The audience interprets what they see. 

You may think your low-energy performance was obvious. In reality, the audience probably didn’t notice. And even if they did, they likely interpreted it as your personal style rather than a failure.

The audience isn’t there to criticise you, but to have a fun night. Try not to be your harshest critic.

Rewriting What You Say to Yourself

The inner monologue before a performance we don’t want to do can be genuinely destructive. One of the most effective things you can do is to recalibrate it.

Instead of: I’m not ready. I feel awful. This is going to be a disaster. Try: I’ve rehearsed this. I’ve done it before. The work is already in my body.

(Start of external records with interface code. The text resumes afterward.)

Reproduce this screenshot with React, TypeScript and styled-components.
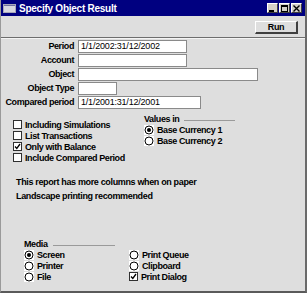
import React from "react";
import styled, { createGlobalStyle } from "styled-components";

const Global = createGlobalStyle`
  html, body { margin: 0; padding: 0; background: #dedede; }
  body { font-family: "Liberation Sans", Arial, sans-serif; }
`;

const Window = styled.div`
  width: 307px;
  height: 293px;
  box-sizing: border-box;
  background: #dedede;
  border-left: 1px solid #9a9a9a;
  border-right: 2px solid #6a6a6a;
  border-bottom: 2px solid #5a5a5a;
  display: flex;
  flex-direction: column;
  font-family: "Liberation Sans", Arial, sans-serif;
  font-weight: bold;
  font-size: 9px;
  letter-spacing: -0.4px;
  color: #000;
  overflow: hidden;
`;

const TitleBar = styled.div`
  height: 16px;
  background: #000080;
  display: flex;
  align-items: center;
  padding: 0 3px 0 2px;
  box-sizing: border-box;
`;

const TitleText = styled.span`
  color: #fff;
  font-size: 10px;
  margin-left: 3px;
  flex: 1;
  letter-spacing: -0.25px;
`;

const TitleButtons = styled.div`
  display: flex;
  gap: 1px;
`;

const TitleButton = styled.div`
  width: 11px;
  height: 10px;
  box-sizing: border-box;
  background: #d4d0c8;
  border-top: 1px solid #fff;
  border-left: 1px solid #fff;
  border-right: 1px solid #404040;
  border-bottom: 1px solid #404040;
  display: flex;
  align-items: center;
  justify-content: center;
`;

const Toolbar = styled.div`
  height: 22px;
  box-sizing: border-box;
  display: flex;
  justify-content: flex-end;
  align-items: flex-start;
  padding: 5px 7px 0 0;
  border-bottom: 1px solid #6e6e6e;
  box-shadow: 0 1px 0 #f4f4f4;
`;

const RunButton = styled.div`
  width: 43px;
  height: 13px;
  box-sizing: border-box;
  background: #dedede;
  border-top: 1px solid #fff;
  border-left: 1px solid #fff;
  border-right: 2px solid #404040;
  border-bottom: 2px solid #404040;
  display: flex;
  align-items: center;
  justify-content: center;
  font-size: 9px;
`;

const Content = styled.div`
  display: flex;
  flex-direction: column;
  padding-top: 2px;
`;

const FieldGrid = styled.div`
  display: grid;
  grid-template-columns: 73px auto;
  column-gap: 4px;
  row-gap: 1px;
  align-items: center;
`;

const Label = styled.div`
  text-align: right;
  line-height: 13px;
  white-space: nowrap;
`;

const Input = styled.div<{ $w: number }>`
  width: ${(p) => p.$w}px;
  height: 13px;
  box-sizing: border-box;
  background: #fff;
  border: 1px solid #8a8a8a;
  font-weight: normal;
  font-size: 9px;
  letter-spacing: -0.2px;
  line-height: 11px;
  padding-left: 2px;
`;

const OptionsRow = styled.div`
  display: flex;
  margin-top: 4px;
`;

const CheckColumn = styled.div`
  display: flex;
  flex-direction: column;
  padding: 6px 0 0 12px;
  width: 131px;
`;

const OptionRow = styled.div`
  height: 11px;
  display: flex;
  align-items: center;
  gap: 3px;
  white-space: nowrap;
`;

const Box = styled.div`
  width: 9px;
  height: 9px;
  box-sizing: border-box;
  background: #fff;
  border: 1px solid #303030;
  display: flex;
  align-items: center;
  justify-content: center;
`;

const RadioWrap = styled.div`
  width: 10px;
  height: 10px;
  background: #fff;
  display: flex;
  align-items: center;
  justify-content: center;
`;

const GroupColumn = styled.div`
  display: flex;
  flex-direction: column;
`;

const GroupHeader = styled.div<{ $line: number }>`
  height: 11px;
  display: flex;
  align-items: center;
  gap: 5px;
  &::after {
    content: "";
    width: ${(p) => p.$line}px;
    height: 1px;
    background: #9a9a9a;
    margin-top: 3px;
  }
`;

const Notes = styled.div`
  margin-top: 12px;
  padding-left: 15px;
  line-height: 14px;
  letter-spacing: -0.35px;
`;

const Media = styled.div`
  margin-top: 35px;
  padding-left: 23px;
  display: flex;
  flex-direction: column;
`;

const MediaGrid = styled.div`
  display: grid;
  grid-template-columns: 105px auto;
  grid-auto-flow: column;
  grid-template-rows: repeat(3, 11px);
`;

const Check = ({ on }: { on?: boolean }) => (
  <Box>
    {on && (
      <svg width="7" height="7" viewBox="0 0 7 7">
        <path d="M1 3.5 L2.8 5.5 L6 1" stroke="#000" strokeWidth="1.3" fill="none" />
      </svg>
    )}
  </Box>
);

const Radio = ({ on }: { on?: boolean }) => (
  <RadioWrap>
    <svg width="10" height="10" viewBox="0 0 10 10">
      <circle cx="5" cy="5" r="4" fill="#fff" stroke="#000" strokeWidth="1" />
      {on && <circle cx="5" cy="5" r="2" fill="#000" />}
    </svg>
  </RadioWrap>
);

export default function App() {
  return (
    <>
      <Global />
      <Window>
        <TitleBar>
          <svg width="13" height="9" viewBox="0 0 13 9">
            <rect x="0" y="0" width="13" height="9" fill="#a8a8b8" />
            <rect x="1" y="2" width="11" height="6" fill="#d8d8e0" />
            <rect x="1" y="1" width="11" height="1" fill="#7070a0" />
          </svg>
          <TitleText>Specify Object Result</TitleText>
          <TitleButtons>
            <TitleButton>
              <svg width="7" height="7" viewBox="0 0 7 7">
                <rect x="0" y="5" width="5" height="2" fill="#000" />
              </svg>
            </TitleButton>
            <TitleButton>
              <svg width="7" height="7" viewBox="0 0 7 7">
                <rect x="0.5" y="0.5" width="6" height="6" fill="none" stroke="#000" />
                <rect x="0" y="0" width="7" height="2" fill="#000" />
              </svg>
            </TitleButton>
            <TitleButton>
              <svg width="7" height="7" viewBox="0 0 7 7">
                <path d="M0.5 0.5 L6.5 6.5 M6.5 0.5 L0.5 6.5" stroke="#000" strokeWidth="1.4" />
              </svg>
            </TitleButton>
          </TitleButtons>
        </TitleBar>
        <Toolbar>
          <RunButton>Run</RunButton>
        </Toolbar>
        <Content>
          <FieldGrid>
            <Label>Period</Label>
            <Input $w={109}>1/1/2002:31/12/2002</Input>
            <Label>Account</Label>
            <Input $w={109} />
            <Label>Object</Label>
            <Input $w={180} />
            <Label>Object Type</Label>
            <Input $w={39} />
            <Label>Compared period</Label>
            <Input $w={123}>1/1/2001:31/12/2001</Input>
          </FieldGrid>
          <OptionsRow>
            <CheckColumn>
              <OptionRow><Check />Including Simulations</OptionRow>
              <OptionRow><Check />List Transactions</OptionRow>
              <OptionRow><Check on />Only with Balance</OptionRow>
              <OptionRow><Check />Include Compared Period</OptionRow>
            </CheckColumn>
            <GroupColumn>
              <GroupHeader $line={51}>Values in</GroupHeader>
              <OptionRow><Radio on />Base Currency 1</OptionRow>
              <OptionRow><Radio />Base Currency 2</OptionRow>
            </GroupColumn>
          </OptionsRow>
          <Notes>
            This report has more columns when on paper
            <br />
            Landscape printing recommended
          </Notes>
          <Media>
            <GroupHeader $line={62}>Media</GroupHeader>
            <MediaGrid>
              <OptionRow><Radio on />Screen</OptionRow>
              <OptionRow><Radio />Printer</OptionRow>
              <OptionRow><Radio />File</OptionRow>
              <OptionRow><Radio />Print Queue</OptionRow>
              <OptionRow><Radio />Clipboard</OptionRow>
              <OptionRow><Check on />Print Dialog</OptionRow>
            </MediaGrid>
          </Media>
        </Content>
      </Window>
    </>
  );
}
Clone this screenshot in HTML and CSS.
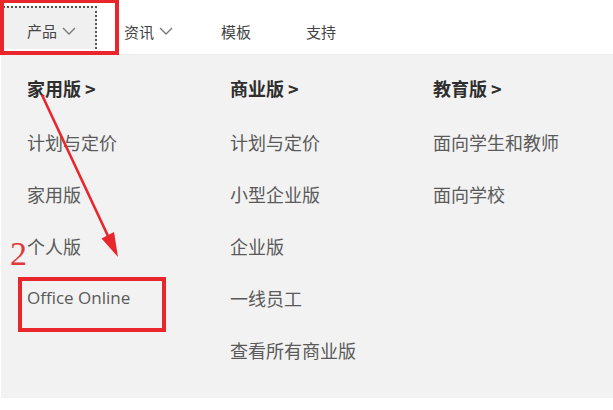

Instead of: I don’t want to go on. Try: I just need to take the first step. I don’t have to be brilliant. I just have to begin.

This isn’t about convincing yourself you feel great. It’s about replacing catastrophising with something more truthful.

Your thoughts shape your energy. Choose wisely.

Know Your Limits Intimately

This is not a manifesto for performing through everything. There are days when the best thing you can do is not perform. Physical illness, grief, mental health crises—bigger things can happen. Protecting your capacity in the short term is what makes long-term sustainability possible.

Knowing when not to perform is as important as knowing how to push through.

Being a professional doesn’t mean denying your limits. It means knowing them intimately and navigating them with wisdom.

A Final Thought

Some of the most meaningful shows you’ll ever perform are the ones where you didn't want to be there. Not because suffering is noble, but because those nights reveal something the good nights can’t.

They show you that your value as a performer isn't built on how you feel on any given evening. They remind you that what the audience needs is not your best mood—it’s your real presence.

You will have bad days. That’s not a flaw, it’s a feature of being human. Sometimes it’s about showing up anyway. And if you can walk out there, connect with just one person, and offer them a moment of wonder, then you’ve done the job.

Not because you were on, but because you brought yourself, completely.